-- BEGIN --

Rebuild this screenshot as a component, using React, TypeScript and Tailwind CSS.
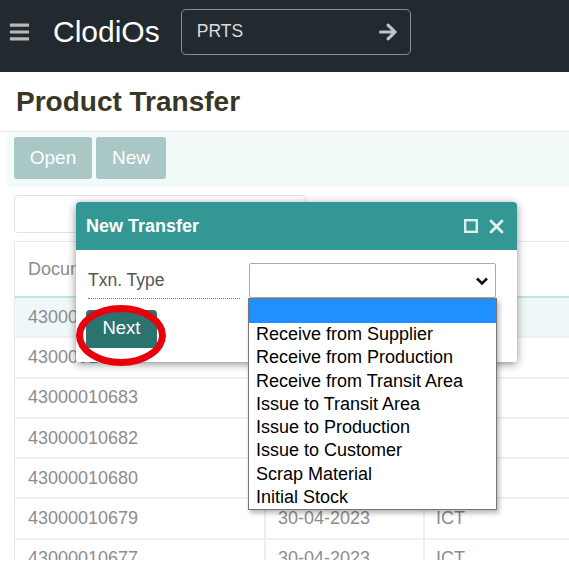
import React from "react";
import { FaBars, FaArrowRight } from "react-icons/fa";

const rows = [
  { id: "43000010685", date: "30-04-2023", t: "ICT", hl: true },
  { id: "43000010684", date: "30-04-2023", t: "ICT" },
  { id: "43000010683", date: "30-04-2023", t: "ICT" },
  { id: "43000010682", date: "30-04-2023", t: "ICT" },
  { id: "43000010680", date: "30-04-2023", t: "ICT" },
  { id: "43000010679", date: "30-04-2023", t: "ICT" },
  { id: "43000010677", date: "30-04-2023", t: "ICT" },
];

const options = [
  "Receive from Supplier",
  "Receive from Production",
  "Receive from Transit Area",
  "Issue to Transit Area",
  "Issue to Production",
  "Issue to Customer",
  "Scrap Material",
  "Initial Stock",
];

export default function App() {
  return (
    <div
      className="w-[569px] h-[580px] bg-white overflow-hidden relative"
      style={{ fontFamily: '"Liberation Sans", Arial, sans-serif' }}
    >
      <div className="h-[560px] overflow-hidden relative">
        {/* Header */}
        <div className="h-[72px] bg-[#222a30] flex items-center pb-[9px]">
          <FaBars className="ml-[7px] text-[#b9b9b9] w-[25px] h-[22px]" />
          <span className="ml-[21px] text-white text-[30px] leading-none">ClodiOs</span>
          <div className="ml-[21px] w-[230px] h-[46px] border border-[#8a8f93] rounded-[5px] flex items-center justify-between pl-[15px] pr-[11px]">
            <span className="text-[17.5px] text-[#dcdcdc]">PRTS</span>
            <FaArrowRight className="text-[#c4c4c4] w-[22px] h-[20px]" />
          </div>
        </div>

        {/* Title */}
        <div className="h-[59px] pl-[16px] pt-[16px]">
          <h1 className="text-[28px] font-bold leading-none text-[#3a3626]">Product Transfer</h1>
        </div>
        <div className="h-[1px] bg-[#e6e6e6]" />

        {/* Toolbar */}
        <div className="h-[55px] bg-[#f3fafa] ml-[7px] flex items-start pt-[5px] pl-[7px] gap-[4px]">
          <button className="w-[78px] h-[42px] bg-[#a8c7c5] rounded-[3px] text-white text-[19px]">Open</button>
          <button className="w-[70px] h-[42px] bg-[#a8c7c5] rounded-[3px] text-white text-[19px]">New</button>
        </div>

        {/* Search */}
        <div className="pl-[14px] pt-[8px]">
          <div className="w-[292px] h-[38px] border border-[#e2e2e2] rounded-[3px] bg-white" />
        </div>

        {/* Table */}
        <div className="ml-[14px] mt-[8px] border-l border-t border-[#e8e8e8] text-[18px] text-[#8d8d8d]">
          <div className="h-[56px] grid grid-cols-[249px_159px_1fr] items-center border-b-2 border-[#bfe6e6]">
            <div className="pl-[13px]">Document No.</div>
            <div className="pl-[12px] h-full flex items-center border-l border-[#eee]">Date</div>
            <div className="pl-[11px] h-full flex items-center border-l border-[#eee]">Type</div>
          </div>
          {rows.map((r, i) => (
            <div
              key={i}
              className={`h-[40.3px] grid grid-cols-[249px_159px_1fr] border-b-2 border-[#f0f0f0] ${r.hl ? "bg-[#eff8f8]" : "bg-white"}`}
            >
              <div className="pl-[13px] flex items-center">{r.id}</div>
              <div className="pl-[12px] flex items-center border-l-2 border-[#eee]">{r.date}</div>
              <div className="pl-[11px] flex items-center border-l-2 border-[#eee]">{r.t}</div>
            </div>
          ))}
        </div>

        {/* Modal */}
        <div className="absolute left-[76px] top-[202px] w-[441px] h-[160px] bg-white rounded-t-[4px] rounded-b-[2px] shadow-[0_2px_8px_rgba(0,0,0,0.45)]">
          <div className="h-[48px] bg-[#339793] rounded-t-[4px] flex items-center justify-between pl-[10px] pr-[13px]">
            <span className="text-white font-bold text-[18px]">New Transfer</span>
            <div className="flex items-center gap-[11px]">
              <svg width="14" height="14" viewBox="0 0 14 14">
                <rect x="1.2" y="1.2" width="11.6" height="11.6" fill="none" stroke="#dfeeed" strokeWidth="2.4" />
              </svg>
              <svg width="15" height="15" viewBox="0 0 15 15">
                <path d="M2 2 L13 13 M13 2 L2 13" stroke="#e6f1f0" strokeWidth="2.8" strokeLinecap="round" />
              </svg>
            </div>
          </div>
          <div className="flex items-start pt-[13px]">
            <div className="ml-[12px] w-[152px] h-[36px] border-b border-dotted border-[#777] flex items-center text-[17.5px] text-[#555]">
              Txn. Type
            </div>
            <div className="ml-[9px] w-[247px] h-[35px] border border-[#aaa] rounded-[2px] bg-white flex items-center justify-end pr-[6px]">
              <svg width="14" height="10" viewBox="0 0 14 10">
                <path d="M2 2.5 L7 7.5 L12 2.5" fill="none" stroke="#111" strokeWidth="2.6" />
              </svg>
            </div>
          </div>
          <div className="pl-[10px] pt-[11px]">
            <button className="w-[71px] h-[38px] bg-[#2b736e] rounded-[4px] text-white text-[18.5px] pb-[3px]">Next</button>
          </div>
        </div>

        {/* Red circle */}
        <div className="absolute left-[76px] top-[305px] w-[90px] h-[61px] rounded-[50%] border-[7px] border-[#e8000b]" />

        {/* Dropdown list */}
        <div className="absolute left-[248px] top-[298px] w-[249px] h-[212px] bg-white border border-[#767676] shadow-[2px_3px_5px_rgba(0,0,0,0.3)] text-[18px] text-black">
          <div className="h-[24px] bg-[#1e90ff]" />
          {options.map((o) => (
            <div key={o} className="h-[23.3px] leading-[23.3px] pl-[7px] whitespace-nowrap">
              {o}
            </div>
          ))}
        </div>
      </div>
    </div>
  );
}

-- END --

Problem to work on | Leave out the pictures and reproduce the rest of the listing exactly.

The result |
Rebuild this screenshot as a component, using React, TypeScript and Tailwind CSS.
import React from "react";
import { FaBars, FaArrowRight } from "react-icons/fa";

const rows = [
  { id: "43000010685", date: "30-04-2023", t: "ICT", hl: true },
  { id: "43000010684", date: "30-04-2023", t: "ICT" },
  { id: "43000010683", date: "30-04-2023", t: "ICT" },
  { id: "43000010682", date: "30-04-2023", t: "ICT" },
  { id: "43000010680", date: "30-04-2023", t: "ICT" },
  { id: "43000010679", date: "30-04-2023", t: "ICT" },
  { id: "43000010677", date: "30-04-2023", t: "ICT" },
];

const options = [
  "Receive from Supplier",
  "Receive from Production",
  "Receive from Transit Area",
  "Issue to Transit Area",
  "Issue to Production",
  "Issue to Customer",
  "Scrap Material",
  "Initial Stock",
];

export default function App() {
  return (
    <div
      className="w-[569px] h-[580px] bg-white overflow-hidden relative"
      style={{ fontFamily: '"Liberation Sans", Arial, sans-serif' }}
    >
      <div className="h-[560px] overflow-hidden relative">
        {/* Header */}
        <div className="h-[72px] bg-[#222a30] flex items-center pb-[9px]">
          <FaBars className="ml-[7px] text-[#b9b9b9] w-[25px] h-[22px]" />
          <span className="ml-[21px] text-white text-[30px] leading-none">ClodiOs</span>
          <div className="ml-[21px] w-[230px] h-[46px] border border-[#8a8f93] rounded-[5px] flex items-center justify-between pl-[15px] pr-[11px]">
            <span className="text-[17.5px] text-[#dcdcdc]">PRTS</span>
            <FaArrowRight className="text-[#c4c4c4] w-[22px] h-[20px]" />
          </div>
        </div>

        {/* Title */}
        <div className="h-[59px] pl-[16px] pt-[16px]">
          <h1 className="text-[28px] font-bold leading-none text-[#3a3626]">Product Transfer</h1>
        </div>
        <div className="h-[1px] bg-[#e6e6e6]" />

        {/* Toolbar */}
        <div className="h-[55px] bg-[#f3fafa] ml-[7px] flex items-start pt-[5px] pl-[7px] gap-[4px]">
          <button className="w-[78px] h-[42px] bg-[#a8c7c5] rounded-[3px] text-white text-[19px]">Open</button>
          <button className="w-[70px] h-[42px] bg-[#a8c7c5] rounded-[3px] text-white text-[19px]">New</button>
        </div>

        {/* Search */}
        <div className="pl-[14px] pt-[8px]">
          <div className="w-[292px] h-[38px] border border-[#e2e2e2] rounded-[3px] bg-white" />
        </div>

        {/* Table */}
        <div className="ml-[14px] mt-[8px] border-l border-t border-[#e8e8e8] text-[18px] text-[#8d8d8d]">
          <div className="h-[56px] grid grid-cols-[249px_159px_1fr] items-center border-b-2 border-[#bfe6e6]">
            <div className="pl-[13px]">Document No.</div>
            <div className="pl-[12px] h-full flex items-center border-l border-[#eee]">Date</div>
            <div className="pl-[11px] h-full flex items-center border-l border-[#eee]">Type</div>
          </div>
          {rows.map((r, i) => (
            <div
              key={i}
              className={`h-[40.3px] grid grid-cols-[249px_159px_1fr] border-b-2 border-[#f0f0f0] ${r.hl ? "bg-[#eff8f8]" : "bg-white"}`}
            >
              <div className="pl-[13px] flex items-center">{r.id}</div>
              <div className="pl-[12px] flex items-center border-l-2 border-[#eee]">{r.date}</div>
              <div className="pl-[11px] flex items-center border-l-2 border-[#eee]">{r.t}</div>
            </div>
          ))}
        </div>

        {/* Modal */}
        <div className="absolute left-[76px] top-[202px] w-[441px] h-[160px] bg-white rounded-t-[4px] rounded-b-[2px] shadow-[0_2px_8px_rgba(0,0,0,0.45)]">
          <div className="h-[48px] bg-[#339793] rounded-t-[4px] flex items-center justify-between pl-[10px] pr-[13px]">
            <span className="text-white font-bold text-[18px]">New Transfer</span>
            <div className="flex items-center gap-[11px]">
              <svg width="14" height="14" viewBox="0 0 14 14">
                <rect x="1.2" y="1.2" width="11.6" height="11.6" fill="none" stroke="#dfeeed" strokeWidth="2.4" />
              </svg>
              <svg width="15" height="15" viewBox="0 0 15 15">
                <path d="M2 2 L13 13 M13 2 L2 13" stroke="#e6f1f0" strokeWidth="2.8" strokeLinecap="round" />
              </svg>
            </div>
          </div>
          <div className="flex items-start pt-[13px]">
            <div className="ml-[12px] w-[152px] h-[36px] border-b border-dotted border-[#777] flex items-center text-[17.5px] text-[#555]">
              Txn. Type
            </div>
            <div className="ml-[9px] w-[247px] h-[35px] border border-[#aaa] rounded-[2px] bg-white flex items-center justify-end pr-[6px]">
              <svg width="14" height="10" viewBox="0 0 14 10">
                <path d="M2 2.5 L7 7.5 L12 2.5" fill="none" stroke="#111" strokeWidth="2.6" />
              </svg>
            </div>
          </div>
          <div className="pl-[10px] pt-[11px]">
            <button className="w-[71px] h-[38px] bg-[#2b736e] rounded-[4px] text-white text-[18.5px] pb-[3px]">Next</button>
          </div>
        </div>

        {/* Red circle */}
        <div className="absolute left-[76px] top-[305px] w-[90px] h-[61px] rounded-[50%] border-[7px] border-[#e8000b]" />

        {/* Dropdown list */}
        <div className="absolute left-[248px] top-[298px] w-[249px] h-[212px] bg-white border border-[#767676] shadow-[2px_3px_5px_rgba(0,0,0,0.3)] text-[18px] text-black">
          <div className="h-[24px] bg-[#1e90ff]" />
          {options.map((o) => (
            <div key={o} className="h-[23.3px] leading-[23.3px] pl-[7px] whitespace-nowrap">
              {o}
            </div>
          ))}
        </div>
      </div>
    </div>
  );
}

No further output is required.